The summit also presented a panel discussion featuring perspectives from the community. The panel was moderated by David Hardy, M.D., Ph.D. senior director of evidence-based practices at Whitman-Walker Health and featured Marcia Ellis, an HIV health and wellness advocate; Christopher M. Cannon, director of research and evaluation at Whitman-Walker Health; and Tyson Isaiah Evans, senior program associate at DC Care. Dr. Hardy spoke about the trajectory of his career as a clinician, scientist, researcher, educator and advocate. Ellis, Cannon, and Evans spoke about their experiences related to HIV and AIDS both personally and professionally — as patients, community members, researchers, and advocates.

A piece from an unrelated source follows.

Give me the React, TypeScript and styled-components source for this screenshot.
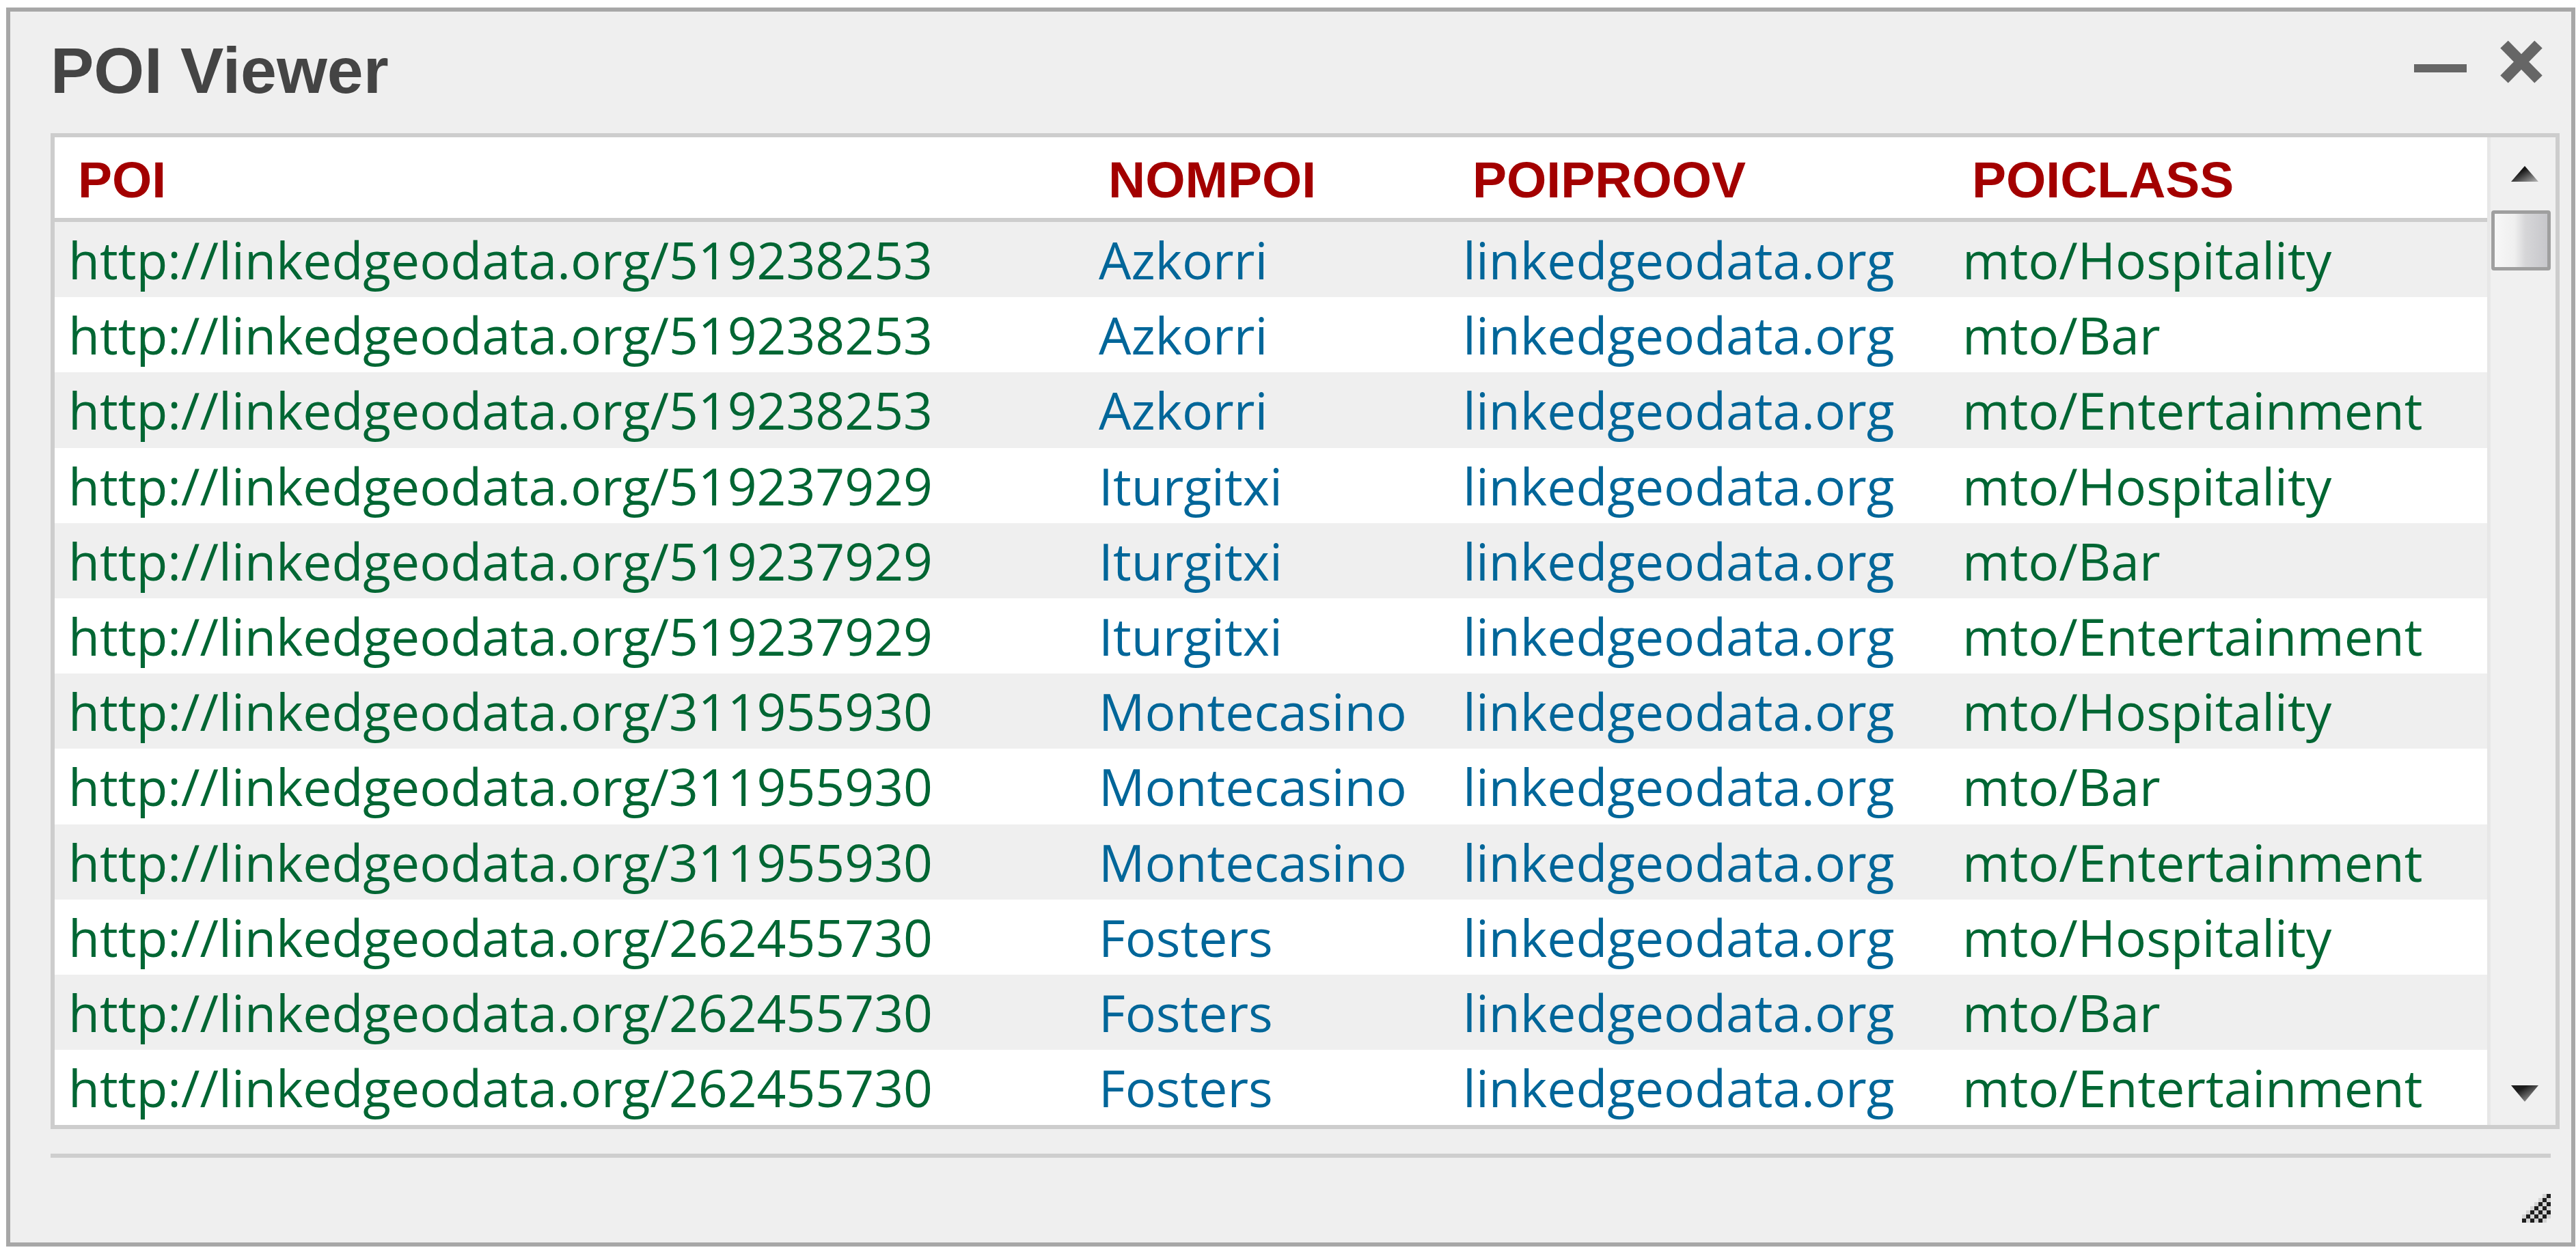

During the summit, students also had the chance to speak with HIV/AIDS program officials from each of the four state/local jurisdictions the students were studying. Students met with Michael Kharfen, senior deputy director of HIV/AIDS, Hepatitis, STD, and TB administration at the Department of Health in Washington, D.C.; Shanell McGoy, director of HIV/STD with the Tennessee Department of Health; Oliver Bacon, associate professor at the University of California, San Francisco, School of Medicine; and DeAnn Gruber, STD/HIV program director for the Louisiana Department of Health and Hospitals.
Proposals presented by the student’s to help improve the jurisdictions’ HIV/AIDS strategies included partnerships with ride-sharing services to help get patients to testing sites and doctor appointments; the creation of apps to improve medical adherence and education; and continuing education for providers on PrEP, a medication that can reduce the chance of HIV infection.
In years past, the proposals were presented to an expert panel led by the AIDS Czar at the White House, but due to scheduling conflicts it occurred in Ross Hall this year. In addition to the presentations and feedback from the expert panel, students also presented a letter for President Obama to the AIDS Czar, thanking him for championing “the cause of health care reform of our country’s most vulnerable.”
“This was definitely in an only in D.C. kind of experience,” M.D. student Brandon Robinson said after the Washington, D.C. group’s presentation.
Akman closed out the summit, telling students that they have the power to use their knowledge from the event in every clinical setting that they find themselves in.
“You can raise this, you can change your faculty members or the folks that you’re working with, you can change their behavior. You can educate them,” he said. “We’re going to continue to generate physicians who are really knowledgeable in HIV/AIDS and are going to go out and make a difference.”